- _Given data_:
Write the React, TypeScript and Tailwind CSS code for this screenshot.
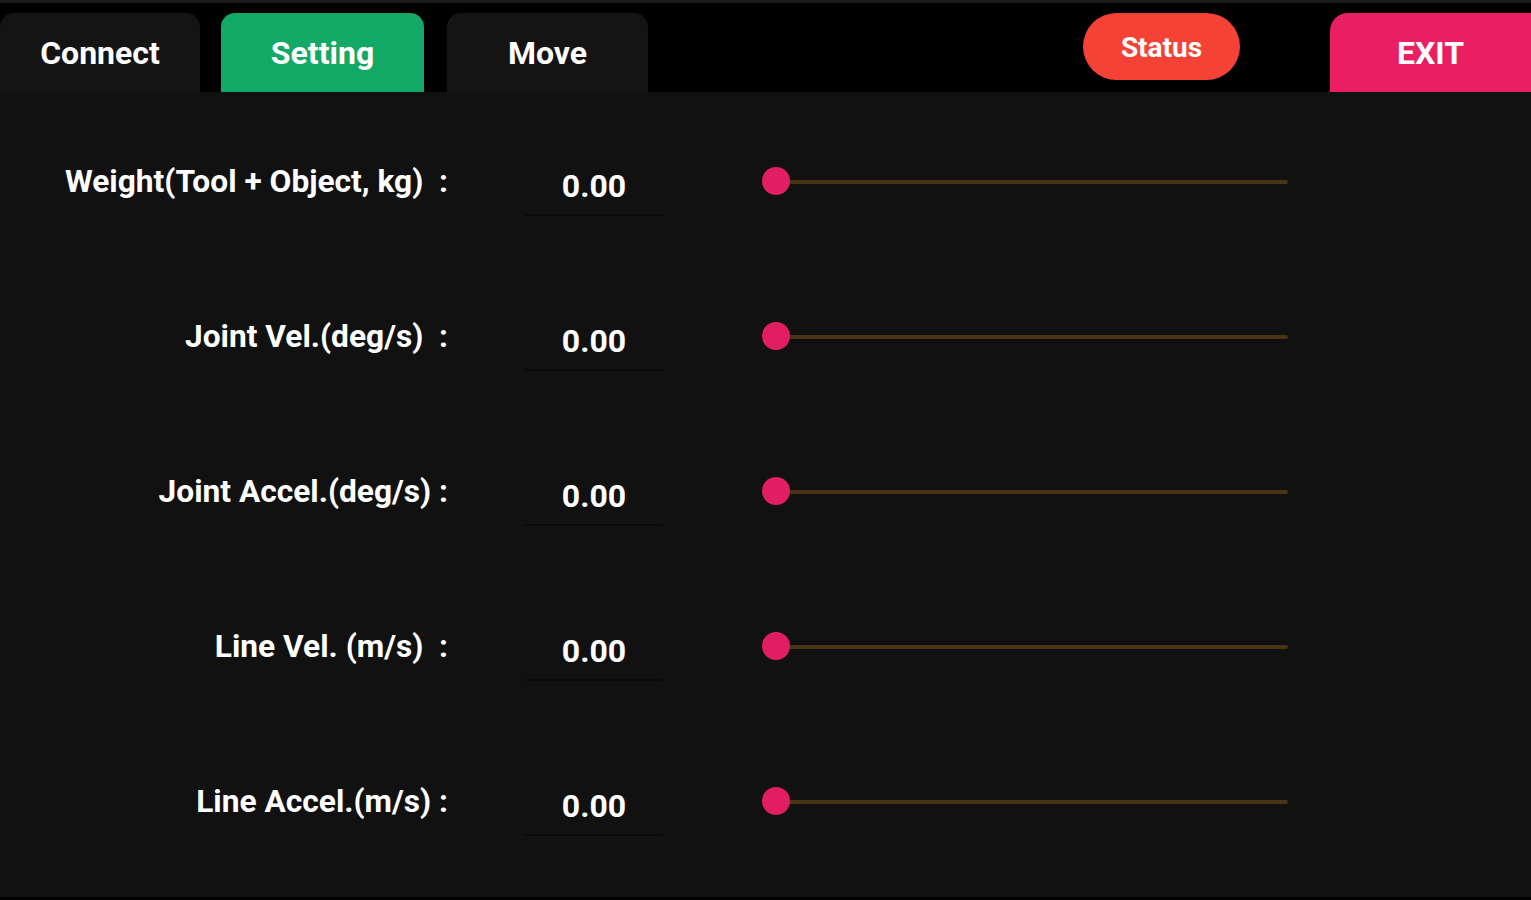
import React from "react";

const rows = [
  "Weight(Tool + Object, kg)  :",
  "Joint Vel.(deg/s)  :",
  "Joint Accel.(deg/s) :",
  "Line Vel. (m/s)  :",
  "Line Accel.(m/s) :",
];

export default function App() {
  return (
    <div
      className="w-[1531px] h-[900px] bg-black flex flex-col overflow-hidden"
      style={{ fontFamily: "Roboto, 'Liberation Sans', sans-serif" }}
    >
      <div className="h-[3px] shrink-0 bg-[#1c1c1c]" />
      <div className="h-[89px] shrink-0 flex items-end pt-[10px]">
        <div className="w-[200px] h-[79px] rounded-t-[14px] bg-[#141414] flex items-center justify-center text-white font-bold text-[32px]">
          Connect
        </div>
        <div className="ml-[21px] w-[203px] h-[79px] rounded-t-[14px] bg-[#12a865] flex items-center justify-center text-white font-bold text-[32px]">
          Setting
        </div>
        <div className="ml-[23px] w-[201px] h-[79px] rounded-t-[14px] bg-[#141414] flex items-center justify-center text-white font-bold text-[32px]">
          Move
        </div>
        <div className="flex-1 h-[79px] flex items-start">
          <div className="ml-[435px] w-[157px] h-[67px] rounded-full bg-[#f44336] flex items-center justify-center pt-[3px] text-white font-bold text-[28px]">
            Status
          </div>
        </div>
        <div className="w-[201px] h-[79px] rounded-tl-[18px] bg-[#e91e63] flex items-center justify-center text-white font-bold text-[32px]">
          EXIT
        </div>
      </div>
      <div className="h-[805px] shrink-0 bg-[#111111] flex flex-col gap-[87px] pt-[56px]">
        {rows.map((label) => (
          <div key={label} className="h-[68px] shrink-0 flex items-start">
            <div className="w-[448px] h-[68px] flex items-center justify-end text-white font-bold text-[31.7px] whitespace-pre">
              {label}
            </div>
            <div className="ml-[77px] w-[138px] h-[68px] flex flex-col">
              <div className="h-[66px] flex items-center justify-center pt-[9px] text-white font-bold text-[32px]">
                0.00
              </div>
              <div className="h-[2px] bg-[#0a0a0a]" />
            </div>
            <div className="ml-[99px] w-[540px] h-[68px] flex items-center relative">
              <div className="ml-[14px] w-[512px] h-[4px] bg-[#4a3416] rounded-full" />
              <div className="absolute left-0 top-[19px] w-[28px] h-[28px] rounded-full bg-[#e21e62]" />
            </div>
          </div>
        ))}
      </div>
      <div className="flex-1 bg-black" />
    </div>
  );
}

- _What you have to do_:
Return the listing above word for word, with the pictures removed.

- _Solution_:
Write the React, TypeScript and Tailwind CSS code for this screenshot.
import React from "react";

const rows = [
  "Weight(Tool + Object, kg)  :",
  "Joint Vel.(deg/s)  :",
  "Joint Accel.(deg/s) :",
  "Line Vel. (m/s)  :",
  "Line Accel.(m/s) :",
];

export default function App() {
  return (
    <div
      className="w-[1531px] h-[900px] bg-black flex flex-col overflow-hidden"
      style={{ fontFamily: "Roboto, 'Liberation Sans', sans-serif" }}
    >
      <div className="h-[3px] shrink-0 bg-[#1c1c1c]" />
      <div className="h-[89px] shrink-0 flex items-end pt-[10px]">
        <div className="w-[200px] h-[79px] rounded-t-[14px] bg-[#141414] flex items-center justify-center text-white font-bold text-[32px]">
          Connect
        </div>
        <div className="ml-[21px] w-[203px] h-[79px] rounded-t-[14px] bg-[#12a865] flex items-center justify-center text-white font-bold text-[32px]">
          Setting
        </div>
        <div className="ml-[23px] w-[201px] h-[79px] rounded-t-[14px] bg-[#141414] flex items-center justify-center text-white font-bold text-[32px]">
          Move
        </div>
        <div className="flex-1 h-[79px] flex items-start">
          <div className="ml-[435px] w-[157px] h-[67px] rounded-full bg-[#f44336] flex items-center justify-center pt-[3px] text-white font-bold text-[28px]">
            Status
          </div>
        </div>
        <div className="w-[201px] h-[79px] rounded-tl-[18px] bg-[#e91e63] flex items-center justify-center text-white font-bold text-[32px]">
          EXIT
        </div>
      </div>
      <div className="h-[805px] shrink-0 bg-[#111111] flex flex-col gap-[87px] pt-[56px]">
        {rows.map((label) => (
          <div key={label} className="h-[68px] shrink-0 flex items-start">
            <div className="w-[448px] h-[68px] flex items-center justify-end text-white font-bold text-[31.7px] whitespace-pre">
              {label}
            </div>
            <div className="ml-[77px] w-[138px] h-[68px] flex flex-col">
              <div className="h-[66px] flex items-center justify-center pt-[9px] text-white font-bold text-[32px]">
                0.00
              </div>
              <div className="h-[2px] bg-[#0a0a0a]" />
            </div>
            <div className="ml-[99px] w-[540px] h-[68px] flex items-center relative">
              <div className="ml-[14px] w-[512px] h-[4px] bg-[#4a3416] rounded-full" />
              <div className="absolute left-0 top-[19px] w-[28px] h-[28px] rounded-full bg-[#e21e62]" />
            </div>
          </div>
        ))}
      </div>
      <div className="flex-1 bg-black" />
    </div>
  );
}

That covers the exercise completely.